Ce premier novembre 2063, alors que les vaisseaux des Morts-Libres, qui dans les profondeurs de l’espace ont su se libérer de l’assujettissement imposé par la Tesler-Thanos, entament ce qui pourrait bien être l’offensive décisive contre les forces terrestres, cinq amis doivent se retrouver au Terminal Café de Saint-Jean, la plus grande des nécrovilles, pour célébrer le carnaval de la Nuit des Morts. Mais au cours de cette nuit où tout pourrait bien basculer pour l’ensemble de l’humanité, chacun trouvera au contact des morts bien plus que la fête exotique escomptée. Car dans le monde de Nécroville, la peur de la mort n’a pas disparu, elle a juste changé de nature. Dans cette société où les morts poussent jusqu’à l’absurde les comportements de l’occident contemporain, chaque récit, par son style et son thème, dépeint une conception différente de la vie et du rapport à la mort, dans un cadre où la technologie a rendu ces notions au mieux confuses…

Santiago, neurochimiste ayant élevé la création de drogues nouvelles au rang d’art, désormais insensible à ses propres substances, cherche un dérivatif à ce handicap en côtoyant la mort. Trinidad, terrorisée à l’idée de rencontrer dans la nécroville son ancien amour, surmonte peurs et souvenirs et découvre ce qu’il est advenu des vieilles religions — comme toujours chez Ian McDonald, les mutations sociales s’accompagnent de mutations radicales de la spiritualité. Camaguey, condamné à très court terme et responsable de la Grande Mort — définitive — de son amante, cherche à admettre sa propre mort annoncée. Toussaint, le fils d’Adam Tesler, refuse son héritage et tourne lui aussi autour de sa mort en remodelant sa chair ; pris en otage, il va mener des terroristes au cœur de la corporada, révélant ainsi les enjeux dystopiques de cet avenir nanotechnologique. Yo-Yo, enfin, cyber-avocate déchue du barreau, accepte d’enquêter pour le compte d’une morte sur son assassinat ; ses démêlés avec des puissances qui la dépassent offrent à l’auteur l’occasion d’un polar dans la grande tradition cyberpunk, et jettent une lumière crue sur la réalité sociale d’un système poussé au bord de la rupture.

Malheureusement, si l’auteur développe brillamment les réflexions autour de la mort qui sous-tendent l’essentiel des fils narratifs, il ne parvient jamais vraiment à mener de front ces cinq récits. Les relations entre ces personnages pourtant fouillés et crédibles ne sont jamais clairement établies, et à trop vouloir brouiller les pistes pour rendre compte de la complexité du monde des nécrovilles, McDonald perd souvent son lecteur entre les péripéties des destins de héros auxquels il est bien difficile de s’attacher malgré leur profonde humanité.

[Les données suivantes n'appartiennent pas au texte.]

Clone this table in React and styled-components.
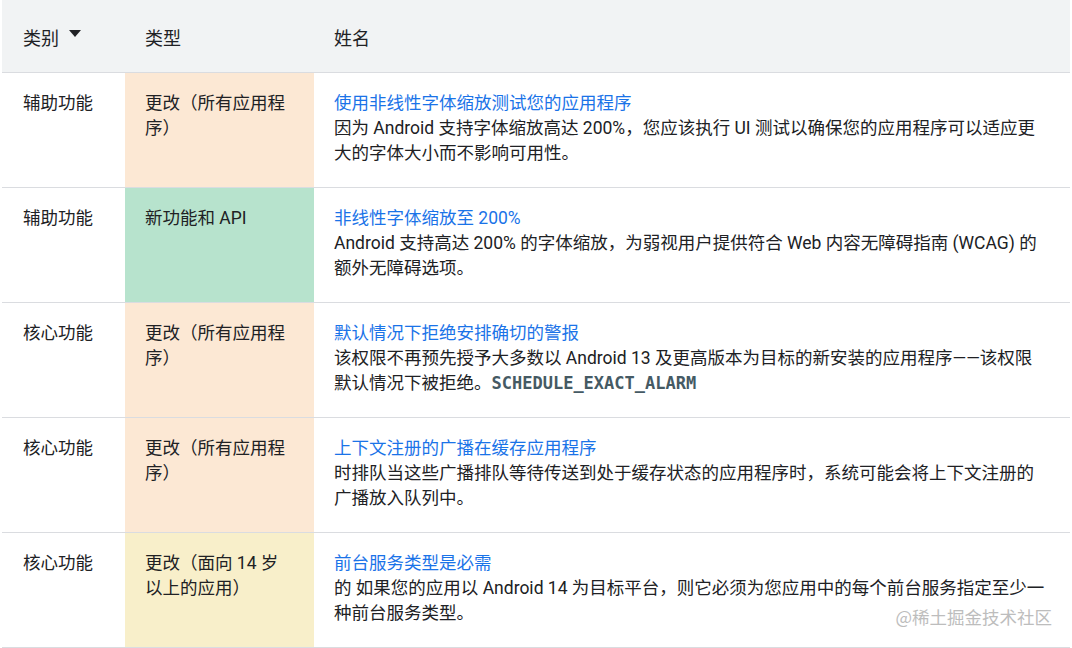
import React from 'react'
import styled, { createGlobalStyle } from 'styled-components';

const GlobalStyle = createGlobalStyle`
  html, body {
    margin:0;
    padding:0;
    background:#ffffff;
  }
  body {
    font-family: Roboto, "Noto Sans CJK SC", sans-serif;
    color:#202124;
  }
`;

const Page = styled.div`
  position:relative;
  width:1072px;
  height:648px;
  overflow:hidden;
  padding-left:2px;
  box-sizing:border-box;
`;

const Table = styled.table`
  width:1068px;
  border-collapse:collapse;
  table-layout:fixed;
  font-size:17.5px;
  line-height:25px;
`;

const HeadRow = styled.tr`
  background:#f1f3f4;
  border-bottom:1px solid #dadce0;
`;

const Th = styled.th`
  text-align:left;
  font-weight:400;
  font-size:18px;
  padding:26px 20px 21px ${p => (p.$first ? '21px' : '20px')};
  vertical-align:top;
  white-space:nowrap;
`;

const SortCaret = styled.span`
  display:inline-block;
  width:0;
  height:0;
  margin-left:10px;
  vertical-align:8px;
  border-left:6.5px solid transparent;
  border-right:6.5px solid transparent;
  border-top:7px solid #202124;
`;

const Row = styled.tr`
  border-bottom:1px solid #dadce0;
`;

const Td = styled.td`
  vertical-align:top;
  padding:18px 20px 21px ${p => (p.$first ? '21px' : '20px')};
  background:${p => p.$tone || 'transparent'};
`;

const Title = styled.a`
  display:block;
  color:#1a73e8;
  text-decoration:none;
`;

const Code = styled.code`
  font-family:"DejaVu Sans Mono", "Liberation Mono", monospace;
  font-size:17px;
  font-weight:700;
  color:#455a64;
`;

const Watermark = styled.div`
  position:absolute;
  right:20px;
  bottom:19px;
  font-family:"Noto Sans CJK SC", sans-serif;
  font-size:17.5px;
  line-height:25px;
  color:#bdbdbd;
`;

const tones = {
  change: '#fce8d4',
  feature: '#b7e3cd',
  target: '#f8efca',
};

const rows = [
  {
    category: '辅助功能',
    type: '更改（所有应用程序）',
    tone: tones.change,
    title: '使用非线性字体缩放测试您的应用程序',
    body: <>因为 Android 支持字体缩放高达 200%，您应该执行 UI 测试以确保您的应用程序可以适应更大的字体大小而不影响可用性。</>,
  },
  {
    category: '辅助功能',
    type: '新功能和 API',
    tone: tones.feature,
    title: '非线性字体缩放至 200%',
    body: <>Android 支持高达 200% 的字体缩放，为弱视用户提供符合 Web 内容无障碍指南 (WCAG) 的<br />额外无障碍选项。</>,
  },
  {
    category: '核心功能',
    type: '更改（所有应用程序）',
    tone: tones.change,
    title: '默认情况下拒绝安排确切的警报',
    body: <>该权限不再预先授予大多数以 Android 13 及更高版本为目标的新安装的应用程序——该权限<br />默认情况下被拒绝。<Code>SCHEDULE_EXACT_ALARM</Code></>,
  },
  {
    category: '核心功能',
    type: '更改（所有应用程序）',
    tone: tones.change,
    title: '上下文注册的广播在缓存应用程序',
    body: <>时排队当这些广播排队等待传送到处于缓存状态的应用程序时，系统可能会将上下文注册的广播放入队列中。</>,
  },
  {
    category: '核心功能',
    type: '更改（面向 14 岁以上的应用）',
    tone: tones.target,
    title: '前台服务类型是必需',
    body: <>的 如果您的应用以 Android 14 为目标平台，则它必须为您应用中的每个前台服务指定至少一种前台服务类型。</>,
  },
];

const App = () => {
  return (
    <Page>
      <GlobalStyle />
      <Table>
        <colgroup>
          <col style={{ width: '123px' }} />
          <col style={{ width: '189px' }} />
          <col />
        </colgroup>
        <thead>
          <HeadRow>
            <Th $first>类别<SortCaret /></Th>
            <Th>类型</Th>
            <Th>姓名</Th>
          </HeadRow>
        </thead>
        <tbody>
          {rows.map((r, i) => (
            <Row key={i}>
              <Td $first>{r.category}</Td>
              <Td $tone={r.tone}>{r.type}</Td>
              <Td>
                <Title href="#">{r.title}</Title>
                {r.body}
              </Td>
            </Row>
          ))}
        </tbody>
      </Table>
      <Watermark>@稀土掘金技术社区</Watermark>
    </Page>
  )
}

export default App;
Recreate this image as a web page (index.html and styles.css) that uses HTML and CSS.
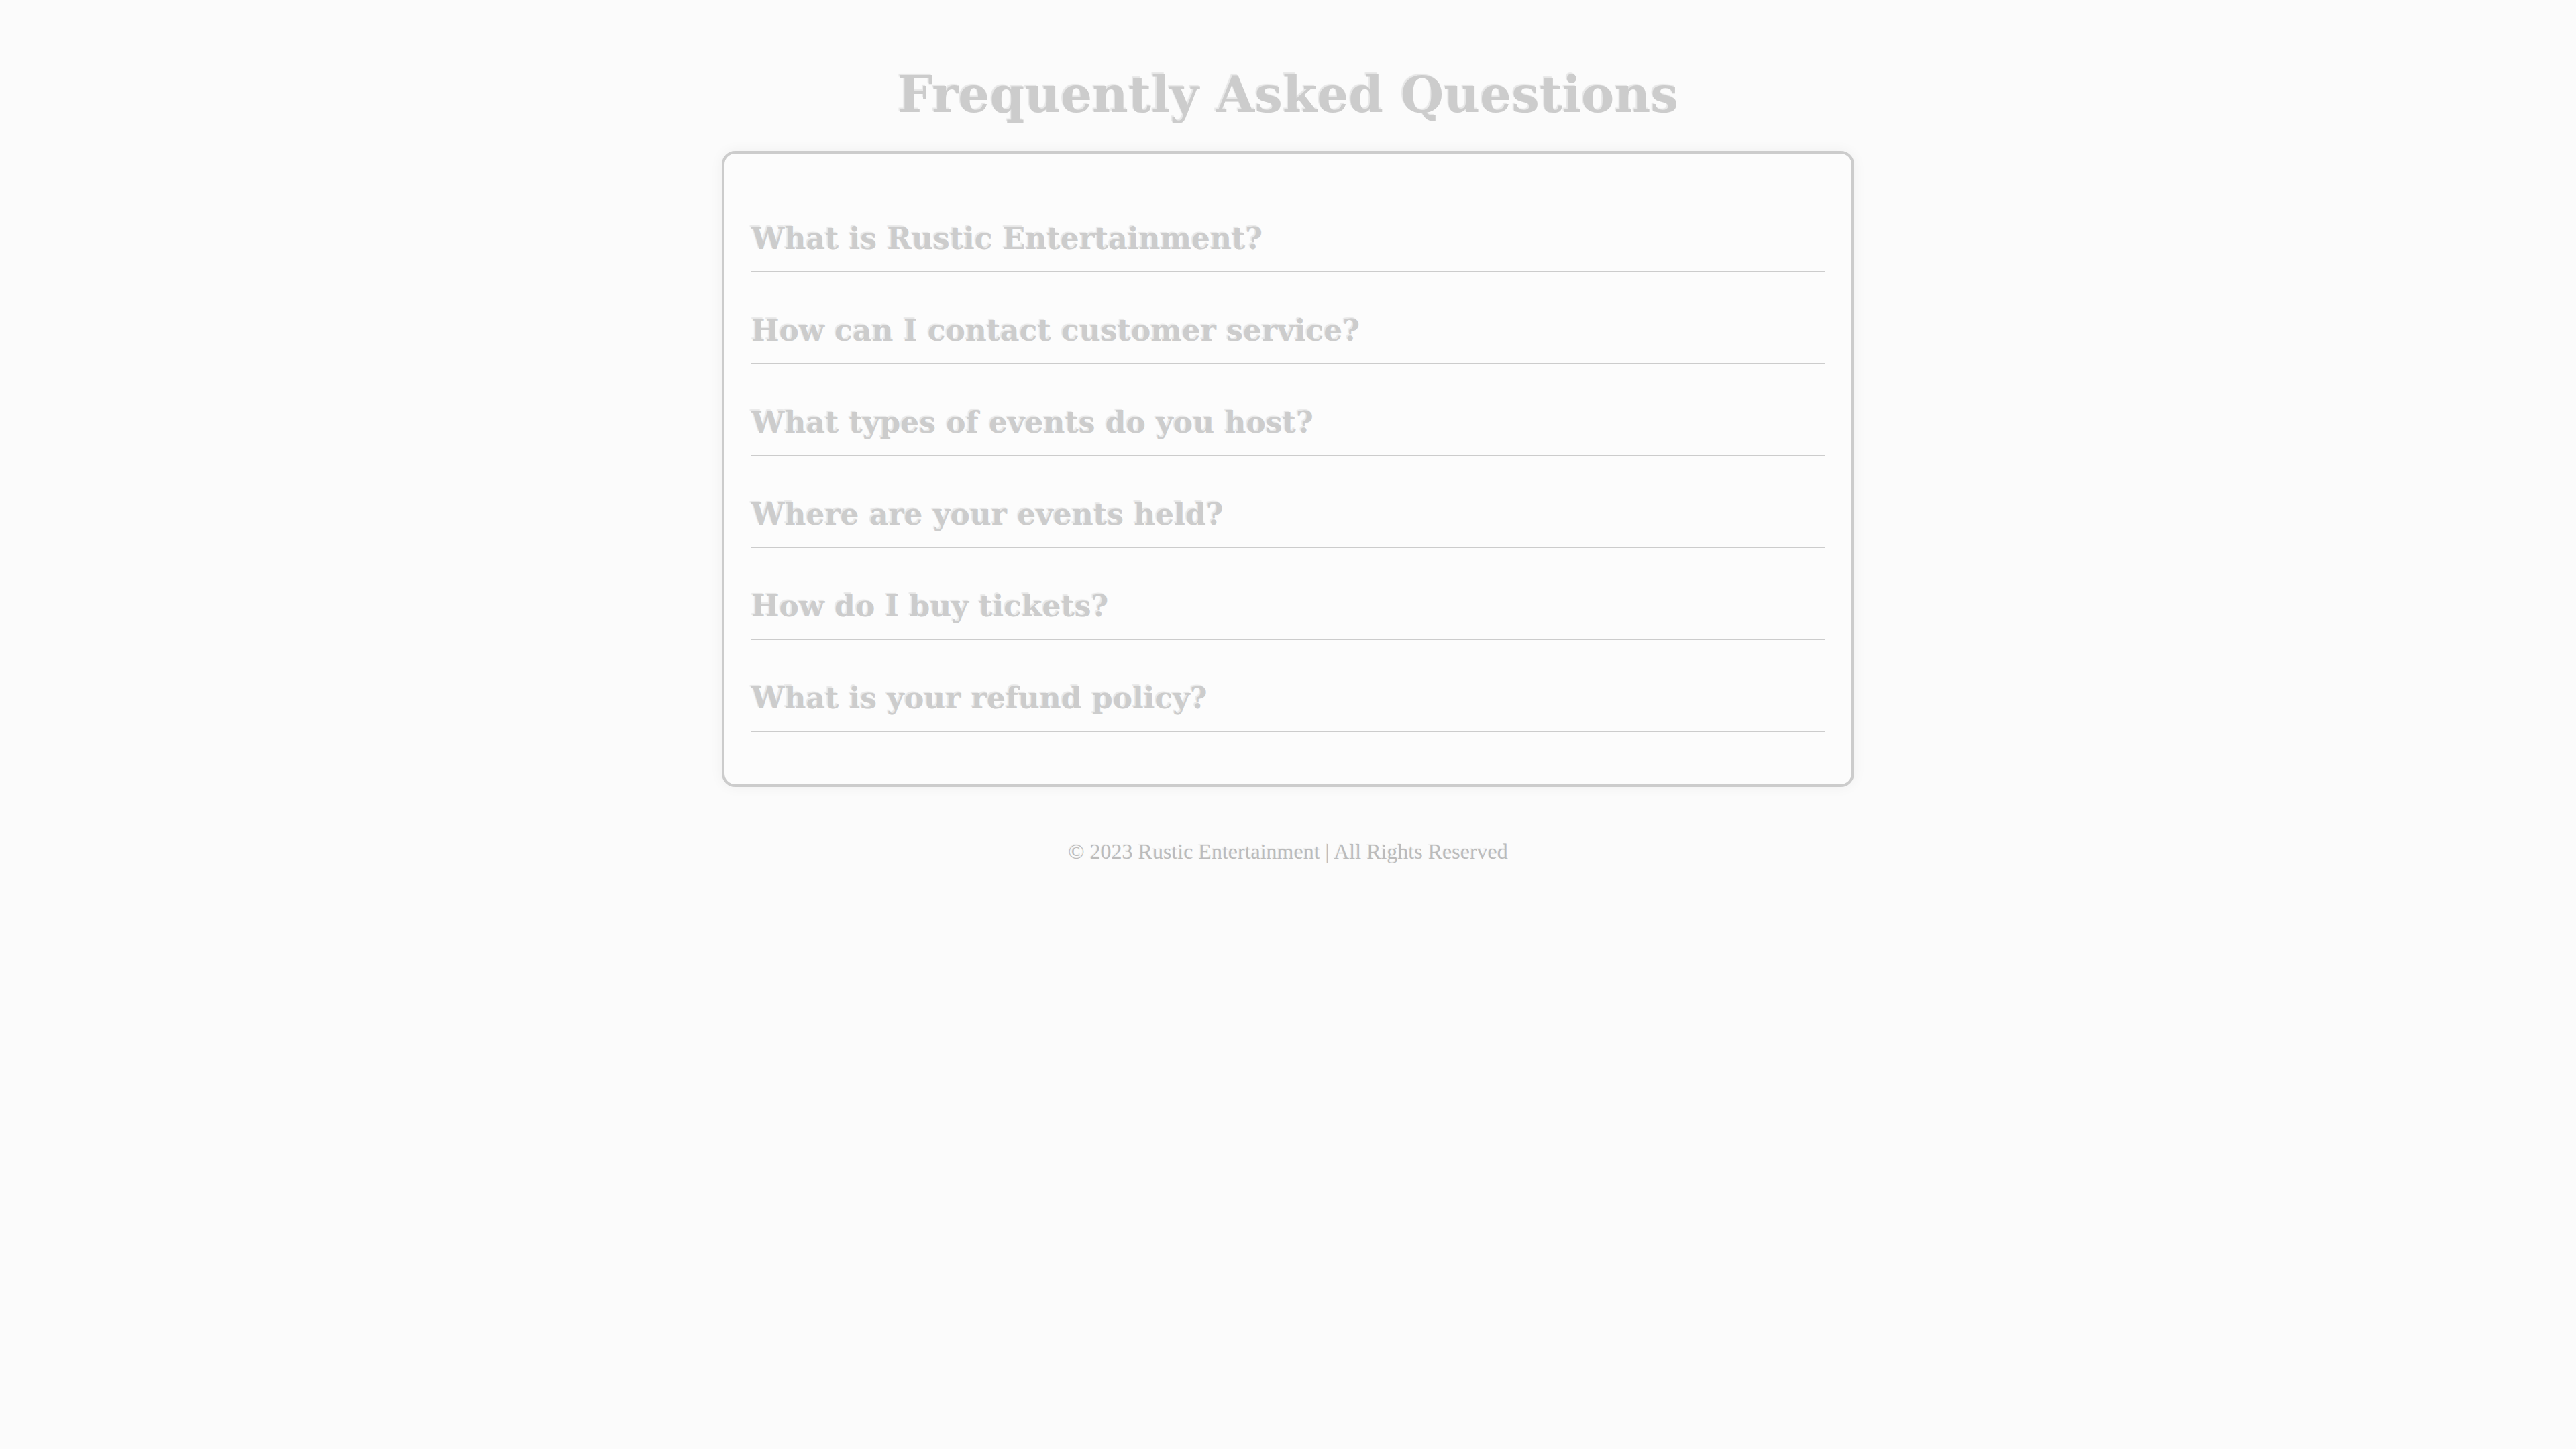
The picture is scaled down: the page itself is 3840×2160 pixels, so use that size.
FILE: index.html
```html
<!DOCTYPE html>
<html lang="en">
<head>
    <meta charset="UTF-8">
    <meta name="viewport" content="width=device-width, initial-scale=1.0">
    <title>FAQ - Rustic Entertainment</title>
    <link rel="stylesheet" href="styles.css">
</head>
<body>

<div class="page">
    <h1>Frequently Asked Questions</h1>

    <!-- Questions -->
    <div class="faq-card">
        <div class="faq-item">
            <h3 class="faq-question">What is Rustic Entertainment?</h3>
        </div>
        <div class="faq-item">
            <h3 class="faq-question">How can I contact customer service?</h3>
        </div>
        <div class="faq-item">
            <h3 class="faq-question">What types of events do you host?</h3>
        </div>
        <div class="faq-item">
            <h3 class="faq-question">Where are your events held?</h3>
        </div>
        <div class="faq-item">
            <h3 class="faq-question">How do I buy tickets?</h3>
        </div>
        <div class="faq-item">
            <h3 class="faq-question">What is your refund policy?</h3>
        </div>
    </div>

    <footer>
        <p>&copy; 2023 Rustic Entertainment | All Rights Reserved</p>
    </footer>
</div>

</body>
</html>
```

FILE: styles.css
```css
body {
    font-family: Georgia, 'DejaVu Serif', serif;
    background-color: #fbfbfb;
    color: #ccc;
    margin: 0;
    padding: 0;
}
.page {
    padding: 97px 40px;
}
h1 {
    text-align: center;
    font-size: 74px;
    line-height: 1.2;
    margin: 0 0 39px;
    text-shadow: -2px -2px 1px rgba(0, 0, 0, 0.08);
}
.faq-card {
    max-width: 1600px;
    margin: 0 auto;
    padding: 40px;
    background-color: #fcfcfc;
    border: 4px solid #ccc;
    border-radius: 20px;
    box-shadow: 0 0 20px rgba(0, 0, 0, 0.05);
}
.faq-item {
    margin-bottom: 38px;
}
.faq-question {
    font-size: 44px;
    line-height: 60px;
    margin: 57px 0 0;
    padding-bottom: 18px;
    border-bottom: 2px solid #ccc;
    text-shadow: -2px -2px 1px rgba(0, 0, 0, 0.08);
}
footer {
    text-align: center;
    margin-top: 74px;
}
footer p {
    margin: 0;
    font-family: Georgia, 'Liberation Serif', serif;
    font-size: 32px;
    line-height: 1.4;
    color: #bbb;
    text-shadow: -1px -1px 1px rgba(0, 0, 0, 0.06);
}
```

Trop touffu et exubérant sous un humour omniprésent, souffrant d’une structure mal maîtrisée, Nécroville recèle cependant suffisamment de lucidité, de trouvailles savoureuses, d’images ou d’idées fortes pour permettre à ce monde fascinant d’échapper à l’oubli. Mais il rend toutefois mieux compte du potentiel de Ian McDonald que de son extraordinaire talent.